The paper’s Theorem 2 states exactly the α–twisted Khintchine-type for convergence under the threshold ω(α^T) < (n/m − n/(2m^2(m−1)))^{-1} and proves that for any doubling ψ with ∑ q^{n−1}ψ(q)^m < ∞, the set Tψ(α) has zero measure on any nondegenerate curve and on any nondegenerate analytic manifold, i.e., the manifold is of α–twisted Khintchine type for convergence over doubling ψ (Theorem 2 and (1.11) in the paper) . The proof is via dyadic reduction to T̃ψ(α), linearization of the curve, and a geometry-of-numbers analysis of intersections with the lattice ΛQ = gQuα Zm+n (Notation 2.2; Lemma 3.1; Lemma 3.3) . The “bad” set of parameters is controlled using a dual-lattice condition verified from the Diophantine assumption on α^T with a carefully chosen ∆(Q), yielding a summable bound on |SQ| and completion by Borel–Cantelli (Lemmas 3.6 and 3.7; the crucial choice of γ > ω(α^T) and equation (4.3); the summation/BC step in §4.1) . By contrast, the model’s (candidate) proof hinges on two critical points which are not justified and, in fact, lead to an incorrect error exponent: (i) it assumes a uniform polynomial Fourier-decay bound |μ̂(k)| ≲ ∥k∥^{-1/(m−1)} for pushforward (surface) measures on arbitrary nondegenerate analytic manifolds, purportedly from the Kleinbock–Margulis “good functions” theory; that theory controls small-value sets of scalar functions, not oscillatory integral decay, and does not furnish the asserted stationary-phase-type uniform bound; and (ii) its L^2 error computation misestimates the k-sum, yielding r-exponents with the wrong sign.
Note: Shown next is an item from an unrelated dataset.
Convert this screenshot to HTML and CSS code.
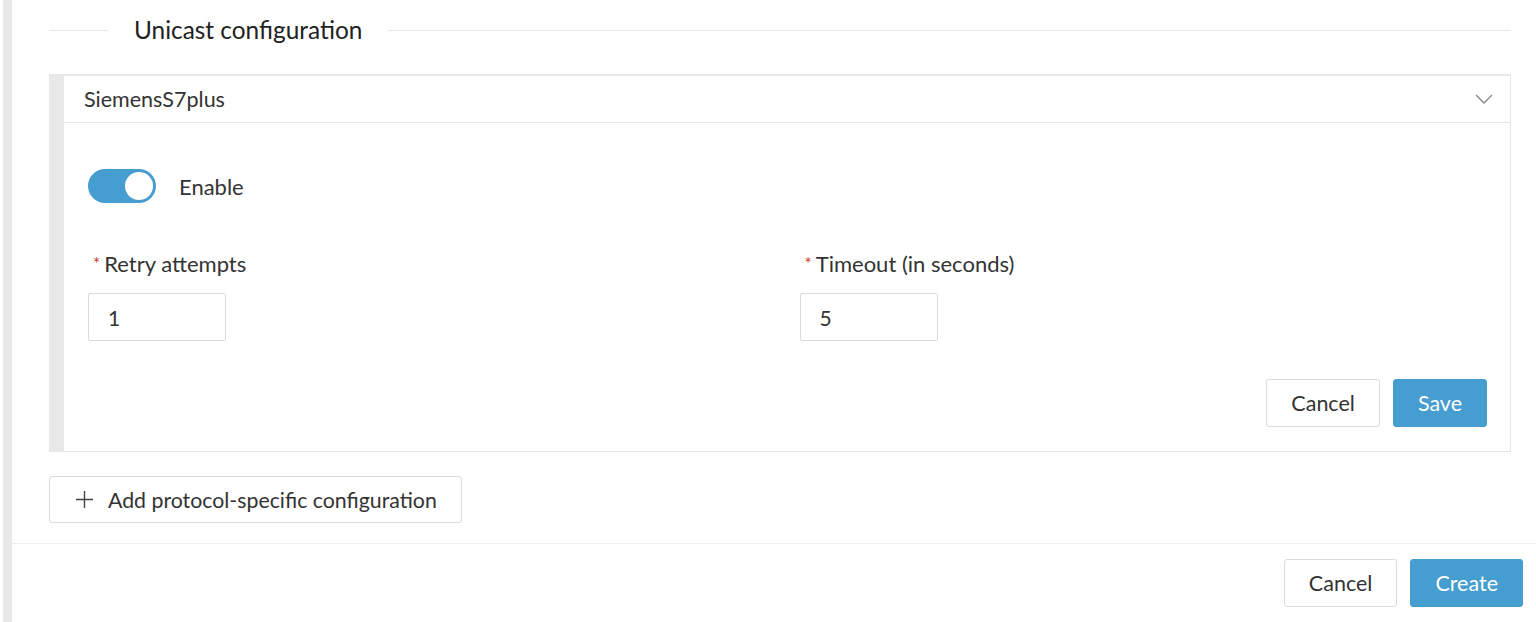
FILE: index.html
```html
<!DOCTYPE html>
<html lang="en">
<head>
    <meta charset="UTF-8">
    <meta name="viewport" content="width=device-width, initial-scale=1.0">
    <title>Unicast configuration</title>
    <link rel="stylesheet" href="styles.css">
</head>
<body>

<div class="page">
    <div class="rail"></div>

    <div class="main">
        <div class="content">
            <div class="divider">
                <span class="divider-line short"></span>
                <h2>Unicast configuration</h2>
                <span class="divider-line"></span>
            </div>

            <div class="panel">
                <div class="panel-header">
                    <span>SiemensS7plus</span>
                    <svg class="chevron" width="18" height="10" viewBox="0 0 18 10">
                        <path d="M1 1 L9 9 L17 1" fill="none" stroke="#8a8a8a" stroke-width="1.4"/>
                    </svg>
                </div>

                <div class="panel-body">
                    <label class="switch-row">
                        <span class="switch on"><span class="knob"></span></span>
                        Enable
                    </label>

                    <div class="fields">
                        <div class="field">
                            <label for="retry"><span class="req">*</span>Retry attempts</label>
                            <input id="retry" type="text" value="1">
                        </div>
                        <div class="field">
                            <label for="timeout"><span class="req">*</span>Timeout (in seconds)</label>
                            <input id="timeout" type="text" value="5">
                        </div>
                    </div>

                    <div class="actions">
                        <button class="btn">Cancel</button>
                        <button class="btn primary">Save</button>
                    </div>
                </div>
            </div>

            <button class="btn add-btn">
                <svg width="17" height="17" viewBox="0 0 17 17">
                    <path d="M8.5 0 V17 M0 8.5 H17" stroke="#444" stroke-width="1.4"/>
                </svg>
                Add protocol-specific configuration
            </button>
        </div>

        <div class="footer">
            <button class="btn">Cancel</button>
            <button class="btn primary">Create</button>
        </div>
    </div>
</div>

</body>
</html>
```

FILE: styles.css
```css
body {
    font-family: Lato, "Open Sans", Arial, sans-serif;
    margin: 0;
    color: #333;
    background-color: #fff;
}
.page {
    display: flex;
    height: 100vh;
}
.rail {
    width: 9px;
    margin-left: 3px;
    background-color: #e9e9e9;
}
.main {
    flex-grow: 1;
    display: flex;
    flex-direction: column;
}
.content {
    flex-grow: 1;
    padding: 16px 25px 0 37px;
}
.divider {
    display: flex;
    align-items: center;
    gap: 26px;
}
.divider h2 {
    margin: 0;
    font-size: 24.4px;
    font-weight: 400;
    line-height: 28px;
    color: #222;
}
.divider-line {
    flex-grow: 1;
    height: 1px;
    background-color: #e8e8e8;
}
.divider-line.short {
    flex: 0 0 59px;
}
.panel {
    margin-top: 30px;
    border-top: 2px solid #e8e8e8;
    border-left: 15px solid #e8e8e8;
    border-right: 1px solid #e6e6e6;
    border-bottom: 1px solid #e6e6e6;
}
.panel-header {
    height: 46px;
    display: flex;
    align-items: center;
    justify-content: space-between;
    padding: 0 17px 0 20px;
    font-size: 21.5px;
    border-bottom: 1px solid #e6e6e6;
}
.chevron {
    display: block;
}
.panel-body {
    padding: 46px 23px 24px 24px;
}
.switch-row {
    display: flex;
    align-items: center;
    gap: 23px;
    font-size: 22px;
    margin-bottom: 49px;
}
.switch {
    width: 68px;
    height: 34px;
    border-radius: 17px;
    background-color: #469dd0;
    position: relative;
}
.switch .knob {
    position: absolute;
    top: 3px;
    right: 3px;
    width: 28px;
    height: 28px;
    border-radius: 50%;
    background-color: #fff;
}
.fields {
    display: grid;
    grid-template-columns: 1fr 1fr;
    gap: 24px;
}
.field label {
    display: block;
    font-size: 22px;
    line-height: 24px;
    padding-left: 5px;
    margin-bottom: 17px;
    color: #333;
}
.req {
    color: #c8402e;
    font-size: 17px;
    vertical-align: top;
    margin-right: 4px;
}
.field input {
    width: 138px;
    height: 48px;
    box-sizing: border-box;
    border: 1px solid #dcdcdc;
    border-radius: 2px;
    padding: 0 19px;
    font-family: inherit;
    font-size: 21px;
    color: #333;
}
.actions {
    display: flex;
    justify-content: flex-end;
    gap: 13px;
    margin-top: 38px;
}
.btn {
    height: 48px;
    padding: 0 24px;
    border: 1px solid #dcdcdc;
    border-radius: 3px;
    background-color: #fff;
    color: #333;
    font-family: inherit;
    font-size: 21.5px;
    cursor: pointer;
}
.btn.primary {
    background-color: #469dd0;
    border-color: #469dd0;
    color: #fff;
}
.add-btn {
    margin-top: 24px;
    height: 47px;
    padding: 0 24px 0 26px;
    display: flex;
    align-items: center;
    gap: 15px;
    font-size: 21.3px;
}
.footer {
    border-top: 1px solid #ececec;
    padding: 15px 13px 15px 0;
    display: flex;
    justify-content: flex-end;
    gap: 13px;
}
```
A correct dimensional counting gives the first Cauchy–Schwarz factor scaling like r^{m/2 + 1/(m−1)} rather than the model’s r^{m − 1/2 − 1/(m−1)}, so the combined error behaves like Q^{n−1} r^{1/(m−1) − ω}, which is not summable for typical ω ≥ n/m. The model’s later optimization and derived threshold therefore lack support. The paper’s argument is complete and coherent; the candidate’s derivation depends on an unjustified Fourier-decay claim and a sign error in the exponent arithmetic.